Pengesahan RUU PA menjadi undang-undang sangat diperlukan ketika negara sedang berusaha melakukan pemulihan asset BLBI yang masih bertebaran di luar jangkauan Kemenkeu, khususnya Dirjen Harta Kekayaan Negara yang kini bertindak sebagai Ketua Satgas BLBI di bawah Kementerian Koordinator Politik, Hukum, dan Keamanan.

Berdasarkan uraian di atas, semakin terang dan jelas bahwa kejahatan ekonomi, keuangan dan perbankan termasuk white collar crime yang dilakukan oleh pelaku-pelaku berasal dari high-class actors dan memiliki keuangan yang tidak terbatas baik sebagai modal, keuntungan atau operational cost yang digunakan untuk melakukan tindak pidana ekonomi, keuangan dan perbankan diperparah dengan kecanggihan teknologi siber sehingga Lembaga BSSN selain PPATK menjadi lembaga terdepan dan diharapkan dapat membebaskan perekonomian Indonesia dari stagnasi tata perekonomian nasional.

Kompleksitas wilayah kejahatan ekonomi, keuangan dan perbankan memerlukan kajian tersendiri untuk kemungkinan membentuk omnibus law pemberantasan kejahatan ekonomi, keuangan dan perbankan sehingga diharapkan dapat mencegah dan mengantiipasi hambatan-hambatan prosedural koordinasi antara lembaga-lembaga negara terkait.
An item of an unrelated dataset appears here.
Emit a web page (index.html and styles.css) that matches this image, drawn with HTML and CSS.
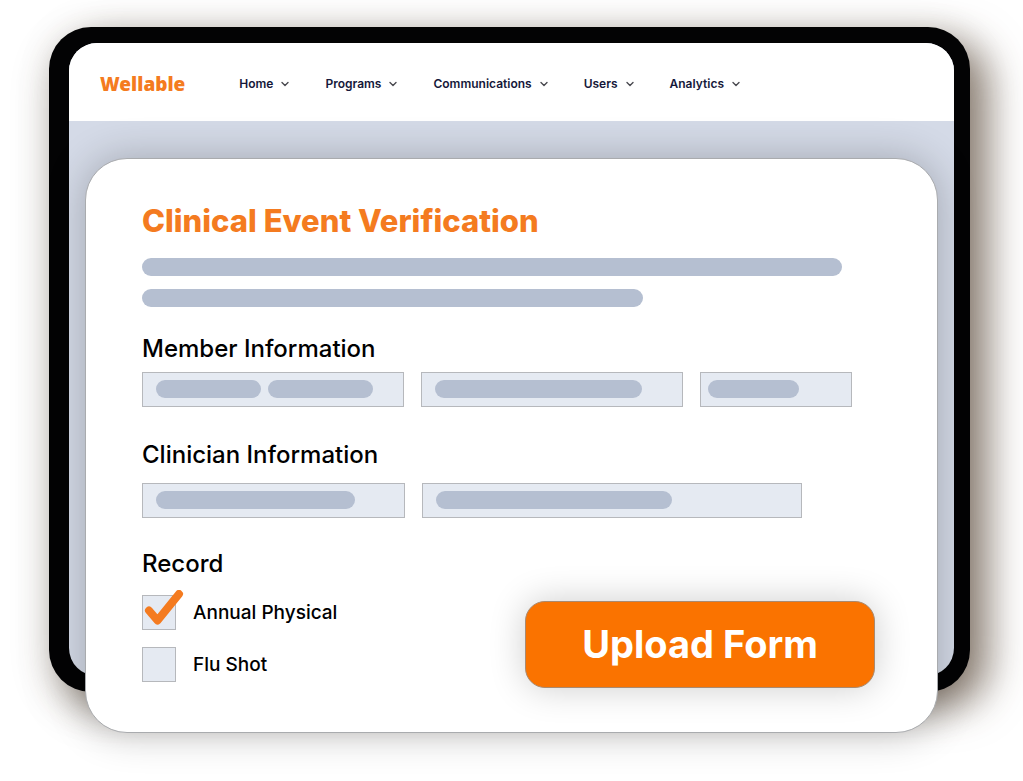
FILE: index.html
```html
<!DOCTYPE html>
<html lang="en">
<head>
<meta charset="utf-8">
<meta name="viewport" content="width=device-width, initial-scale=1">
<title>Clinical Event Verification</title>
<link rel="stylesheet" href="styles.css">
</head>
<body>
<div class="stage">
  <div class="tablet">
    <div class="screen">
      <header class="topbar">
        <a class="brand" href="#">Wellable</a>
        <nav class="menu" aria-label="Main">
          <a class="menu-item" href="#">Home<svg class="chevron" viewBox="0 0 8 6" aria-hidden="true"><path d="M1 1.5 4 4.5 7 1.5"/></svg></a>
          <a class="menu-item" href="#">Programs<svg class="chevron" viewBox="0 0 8 6" aria-hidden="true"><path d="M1 1.5 4 4.5 7 1.5"/></svg></a>
          <a class="menu-item" href="#">Communications<svg class="chevron" viewBox="0 0 8 6" aria-hidden="true"><path d="M1 1.5 4 4.5 7 1.5"/></svg></a>
          <a class="menu-item" href="#">Users<svg class="chevron" viewBox="0 0 8 6" aria-hidden="true"><path d="M1 1.5 4 4.5 7 1.5"/></svg></a>
          <a class="menu-item" href="#">Analytics<svg class="chevron" viewBox="0 0 8 6" aria-hidden="true"><path d="M1 1.5 4 4.5 7 1.5"/></svg></a>
        </nav>
      </header>
    </div>
  </div>

  <form class="card">
    <h1 class="title">Clinical Event Verification</h1>
    <div class="intro">
      <div class="bar intro-long"></div>
      <div class="bar intro-short"></div>
    </div>

    <section class="group member">
      <h2 class="group-title">Member Information</h2>
      <div class="fields member-fields">
        <div class="field">
          <input class="field-input" type="text" aria-label="Member name">
          <div class="bars"><span class="bar bar-name"></span><span class="bar bar-name"></span></div>
        </div>
        <div class="field">
          <input class="field-input" type="text" aria-label="Member email">
          <div class="bars"><span class="bar bar-email"></span></div>
        </div>
        <div class="field">
          <input class="field-input" type="text" aria-label="Member ID">
          <div class="bars bars-tight"><span class="bar bar-id"></span></div>
        </div>
      </div>
    </section>

    <section class="group clinician">
      <h2 class="group-title">Clinician Information</h2>
      <div class="fields clinician-fields">
        <div class="field">
          <input class="field-input" type="text" aria-label="Clinician name">
          <div class="bars"><span class="bar bar-clinician"></span></div>
        </div>
        <div class="field">
          <input class="field-input" type="text" aria-label="Clinician address">
          <div class="bars"><span class="bar bar-address"></span></div>
        </div>
      </div>
    </section>

    <div class="footer">
      <section class="record">
        <h2 class="group-title">Record</h2>
        <div class="options">
          <label class="option">
            <span class="tick-box">
              <input class="tick" type="checkbox" checked>
              <svg class="tick-mark" viewBox="0 0 42 40" aria-hidden="true"><path d="M7 20.5 15.5 30.5 37 4"/></svg>
            </span>
            Annual Physical
          </label>
          <label class="option">
            <span class="tick-box">
              <input class="tick" type="checkbox">
              <svg class="tick-mark" viewBox="0 0 42 40" aria-hidden="true"><path d="M7 20.5 15.5 30.5 37 4"/></svg>
            </span>
            Flu Shot
          </label>
        </div>
      </section>
      <button class="upload" type="button">Upload Form</button>
    </div>
  </form>
</div>
</body>
</html>
```
FILE: styles.css
```css
* { box-sizing: border-box; }

body {
  margin: 0;
  background: #fff;
  color: #000;
  font-family: Inter, "Liberation Sans", sans-serif;
}

/* The card shares the tablet's grid cell and hangs over its lower edge. */
.stage {
  display: grid;
  padding: 27px 53px 49px 49px;
  overflow: hidden;
}

.tablet {
  grid-area: 1 / 1;
  margin-bottom: 41px;
  padding: 16px 16px 16px 20px;
  display: flex;
  background: #030304;
  border-radius: 42px;
  box-shadow:
    18px 14px 40px rgba(72, 52, 34, 0.6),
    0 12px 40px rgba(60, 50, 36, 0.2);
}

.screen {
  flex: 1;
  background: #d4dae7;
  border-radius: 28px;
  overflow: hidden;
}

.topbar {
  display: flex;
  align-items: center;
  gap: 54px;
  height: 78px;
  padding: 4px 31px 0;
  background: #fff;
}

.brand {
  color: #f47b20;
  font: 900 19px/24px "Noto Sans", sans-serif;
  text-decoration: none;
}

.menu {
  display: flex;
  gap: 36px;
}

.menu-item {
  display: flex;
  align-items: center;
  gap: 8px;
  color: #15183a;
  font-size: 12px;
  font-weight: 600;
  line-height: 16px;
  text-decoration: none;
}

.chevron {
  width: 8px;
  height: 6px;
  fill: none;
  stroke: #4a4a50;
  stroke-width: 1.4;
  stroke-linecap: round;
  stroke-linejoin: round;
}

.card {
  grid-area: 1 / 1;
  position: relative;
  margin: 131px 32px 0 36px;
  padding: 42px 62px 44px 56px;
  background: #fff;
  border: 1px solid #a9abae;
  border-radius: 42px;
  box-shadow: 0 0 40px rgba(0, 0, 0, 0.24);
}

.title {
  margin: 0;
  color: #f47b20;
  font-size: 31px;
  font-weight: 800;
  line-height: 40px;
}

.bar {
  display: block;
  height: 18px;
  border-radius: 9px;
  background: #b5bfd1;
}

.intro {
  display: grid;
  gap: 13px;
  margin-top: 17px;
}

.intro-long { max-width: 700px; }
.intro-short { max-width: 501px; }

.member { margin-top: 26px; }
.clinician { margin-top: 32px; }

.group-title {
  margin: 0;
  font-size: 24px;
  font-weight: 500;
  line-height: 32px;
}

.fields {
  display: grid;
  gap: 17px;
}

.member-fields {
  grid-template-columns: 263fr 263fr 152fr;
  max-width: 710px;
  margin-top: 7px;
}

.clinician-fields {
  grid-template-columns: 263fr 380fr;
  max-width: 660px;
  margin-top: 12px;
}

.field {
  display: grid;
  align-items: center;
}

.field-input {
  grid-area: 1 / 1;
  width: 100%;
  height: 35px;
  padding: 0 14px;
  border: 1px solid #b6b8bc;
  border-radius: 0;
  background: #e5eaf2;
}

.bars {
  grid-area: 1 / 1;
  position: relative;
  display: flex;
  gap: 7px;
  padding: 0 14px 1px;
  pointer-events: none;
}

.bars-tight { padding: 0 8px 1px; }

.bar-name { width: 105px; }
.bar-email { width: 207px; }
.bar-id { width: 91px; }
.bar-clinician { width: 199px; }
.bar-address { width: 236px; }

.footer {
  display: flex;
  align-items: flex-end;
  justify-content: space-between;
  margin-top: 30px;
}

.record { padding-bottom: 6px; }

.options {
  display: grid;
  gap: 17px;
  margin-top: 15px;
}

.option {
  display: flex;
  align-items: center;
  gap: 17px;
  font-size: 19px;
  font-weight: 500;
  line-height: 24px;
}

.tick-box {
  position: relative;
  display: flex;
}

.tick {
  appearance: none;
  width: 34px;
  height: 35px;
  margin: 0;
  border: 1px solid #b6b8bc;
  background: #e5eaf2;
}

.tick-mark {
  position: absolute;
  left: 0;
  bottom: 0;
  width: 42px;
  height: 40px;
  fill: none;
  stroke: #f47b20;
  stroke-width: 8;
  stroke-linecap: round;
  stroke-linejoin: round;
  visibility: hidden;
  pointer-events: none;
}

.tick:checked + .tick-mark { visibility: visible; }

.upload {
  padding: 18px 56px;
  border: 1px solid #a98a70;
  border-radius: 20px;
  background: #fa7300;
  box-shadow: 0 0 36px rgba(0, 0, 0, 0.2);
  color: #fff;
  font: 700 38px/49px Inter, "Liberation Sans", sans-serif;
}
```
Mengakhiri tulisan ini, pemerintah dan DPR perlu segera melakukan Perubahan atas UU Nomor 31 tahun 1999 yang diubah dengan UU Nomor 20 tahun 2001 tentang Pemberantasa Korupsi dapat dilaksanakan secara efisien dan efektif diutamakan pengembalian keuangan negara atau perekonomian nasional.